To do: The data below should be restated word for word, with every picture omitted.

Dataset extract:
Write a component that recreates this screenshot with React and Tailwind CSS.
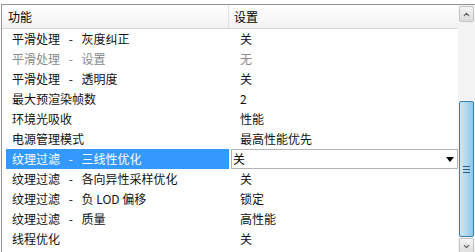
import { ChevronUp, ChevronDown } from 'lucide-react'

const rows = [
  { name: '平滑处理 \u2002-\u2002 灰度纠正', value: '关' },
  { name: '平滑处理 \u2002-\u2002 设置', value: '无', muted: true },
  { name: '平滑处理 \u2002-\u2002 透明度', value: '关' },
  { name: '最大预渲染帧数', value: '2' },
  { name: '环境光吸收', value: '性能' },
  { name: '电源管理模式', value: '最高性能优先' },
  { name: '纹理过滤 \u2002-\u2002 三线性优化', value: '关', selected: true },
  { name: '纹理过滤 \u2002-\u2002 各向异性采样优化', value: '关' },
  { name: '纹理过滤 \u2002-\u2002 负 LOD 偏移', value: '锁定' },
  { name: '纹理过滤 \u2002-\u2002 质量', value: '高性能' },
  { name: '线程优化', value: '关' },
]

function Row({ row }) {
  if (row.selected) {
    return (
      <div className="flex h-[20px] items-center">
        <div className="ml-[4px] flex h-[20px] w-[223px] items-center whitespace-pre bg-[#3399ff] pl-[6px] text-white">
          {row.name}
        </div>
        <div className="ml-[2px] flex h-[20px] flex-1 items-center justify-between border border-[#b4b4b4] bg-white pl-[1px] pr-[3px]">
          <span>{row.value}</span>
          <svg width="8" height="5" viewBox="0 0 8 5">
            <path d="M0 0 H8 L4 5 Z" fill="#000" />
          </svg>
        </div>
      </div>
    )
  }
  return (
    <div className={`flex h-[20px] items-center ${row.muted ? 'text-[#8a8a8a]' : 'text-[#111]'}`}>
      <div className="w-[227px] whitespace-pre pl-[10px]">{row.name}</div>
      <div className="pl-[11px]">{row.value}</div>
    </div>
  )
}

export default function App() {
  return (
    <div
      className="h-[252px] w-[475px] overflow-hidden bg-white pt-[4px] pl-[1px] text-[12px] leading-none"
      style={{ fontFamily: '"Noto Sans CJK SC", "Noto Sans", sans-serif' }}
    >
      <div className="flex h-[260px] border-t border-l border-[#8e9299]">
        {/* list */}
        <div className="flex-1">
          <div className="flex h-[24px] items-center border-b border-[#d5d5d5] bg-gradient-to-b from-white to-[#f2f2f2]">
            <div className="flex h-full w-[227px] items-center border-r border-[#e2e2e2] pl-[6px]">功能</div>
            <div className="pl-[5px]">设置</div>
          </div>
          {rows.map((r) => (
            <Row key={r.name} row={r} />
          ))}
        </div>

        {/* scrollbar */}
        <div className="flex w-[17px] flex-col bg-[#f3f3f3]">
          <div className="mx-[1px] mt-[1px] flex h-[16px] items-center justify-center rounded-[2px] border border-[#c5c5c5] bg-gradient-to-b from-[#f5f5f5] to-[#dcdcdc]">
            <ChevronUp size={9} strokeWidth={3} className="text-[#555]" />
          </div>
          <div className="h-[79px]" />
          <div className="mx-[1px] flex h-[136px] flex-col items-center justify-center rounded-[2px] border border-[#3c7fb1] bg-gradient-to-r from-[#cde7f7] via-[#b0d8f2] to-[#8fc6ea]">
            <div className="flex flex-col gap-[2px]">
              <div className="h-[1px] w-[7px] bg-[#2a5f86]" />
              <div className="h-[1px] w-[7px] bg-[#2a5f86]" />
              <div className="h-[1px] w-[7px] bg-[#2a5f86]" />
            </div>
          </div>
          <div className="mx-[1px] mt-[1px] flex h-[16px] items-center justify-center rounded-[2px] border border-[#c5c5c5] bg-gradient-to-b from-[#f5f5f5] to-[#dcdcdc]">
            <ChevronDown size={9} strokeWidth={3} className="text-[#555]" />
          </div>
        </div>
      </div>
    </div>
  )
}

Response for this exercise:
Write a component that recreates this screenshot with React and Tailwind CSS.
import { ChevronUp, ChevronDown } from 'lucide-react'

const rows = [
  { name: '平滑处理 \u2002-\u2002 灰度纠正', value: '关' },
  { name: '平滑处理 \u2002-\u2002 设置', value: '无', muted: true },
  { name: '平滑处理 \u2002-\u2002 透明度', value: '关' },
  { name: '最大预渲染帧数', value: '2' },
  { name: '环境光吸收', value: '性能' },
  { name: '电源管理模式', value: '最高性能优先' },
  { name: '纹理过滤 \u2002-\u2002 三线性优化', value: '关', selected: true },
  { name: '纹理过滤 \u2002-\u2002 各向异性采样优化', value: '关' },
  { name: '纹理过滤 \u2002-\u2002 负 LOD 偏移', value: '锁定' },
  { name: '纹理过滤 \u2002-\u2002 质量', value: '高性能' },
  { name: '线程优化', value: '关' },
]

function Row({ row }) {
  if (row.selected) {
    return (
      <div className="flex h-[20px] items-center">
        <div className="ml-[4px] flex h-[20px] w-[223px] items-center whitespace-pre bg-[#3399ff] pl-[6px] text-white">
          {row.name}
        </div>
        <div className="ml-[2px] flex h-[20px] flex-1 items-center justify-between border border-[#b4b4b4] bg-white pl-[1px] pr-[3px]">
          <span>{row.value}</span>
          <svg width="8" height="5" viewBox="0 0 8 5">
            <path d="M0 0 H8 L4 5 Z" fill="#000" />
          </svg>
        </div>
      </div>
    )
  }
  return (
    <div className={`flex h-[20px] items-center ${row.muted ? 'text-[#8a8a8a]' : 'text-[#111]'}`}>
      <div className="w-[227px] whitespace-pre pl-[10px]">{row.name}</div>
      <div className="pl-[11px]">{row.value}</div>
    </div>
  )
}

export default function App() {
  return (
    <div
      className="h-[252px] w-[475px] overflow-hidden bg-white pt-[4px] pl-[1px] text-[12px] leading-none"
      style={{ fontFamily: '"Noto Sans CJK SC", "Noto Sans", sans-serif' }}
    >
      <div className="flex h-[260px] border-t border-l border-[#8e9299]">
        {/* list */}
        <div className="flex-1">
          <div className="flex h-[24px] items-center border-b border-[#d5d5d5] bg-gradient-to-b from-white to-[#f2f2f2]">
            <div className="flex h-full w-[227px] items-center border-r border-[#e2e2e2] pl-[6px]">功能</div>
            <div className="pl-[5px]">设置</div>
          </div>
          {rows.map((r) => (
            <Row key={r.name} row={r} />
          ))}
        </div>

        {/* scrollbar */}
        <div className="flex w-[17px] flex-col bg-[#f3f3f3]">
          <div className="mx-[1px] mt-[1px] flex h-[16px] items-center justify-center rounded-[2px] border border-[#c5c5c5] bg-gradient-to-b from-[#f5f5f5] to-[#dcdcdc]">
            <ChevronUp size={9} strokeWidth={3} className="text-[#555]" />
          </div>
          <div className="h-[79px]" />
          <div className="mx-[1px] flex h-[136px] flex-col items-center justify-center rounded-[2px] border border-[#3c7fb1] bg-gradient-to-r from-[#cde7f7] via-[#b0d8f2] to-[#8fc6ea]">
            <div className="flex flex-col gap-[2px]">
              <div className="h-[1px] w-[7px] bg-[#2a5f86]" />
              <div className="h-[1px] w-[7px] bg-[#2a5f86]" />
              <div className="h-[1px] w-[7px] bg-[#2a5f86]" />
            </div>
          </div>
          <div className="mx-[1px] mt-[1px] flex h-[16px] items-center justify-center rounded-[2px] border border-[#c5c5c5] bg-gradient-to-b from-[#f5f5f5] to-[#dcdcdc]">
            <ChevronDown size={9} strokeWidth={3} className="text-[#555]" />
          </div>
        </div>
      </div>
    </div>
  )
}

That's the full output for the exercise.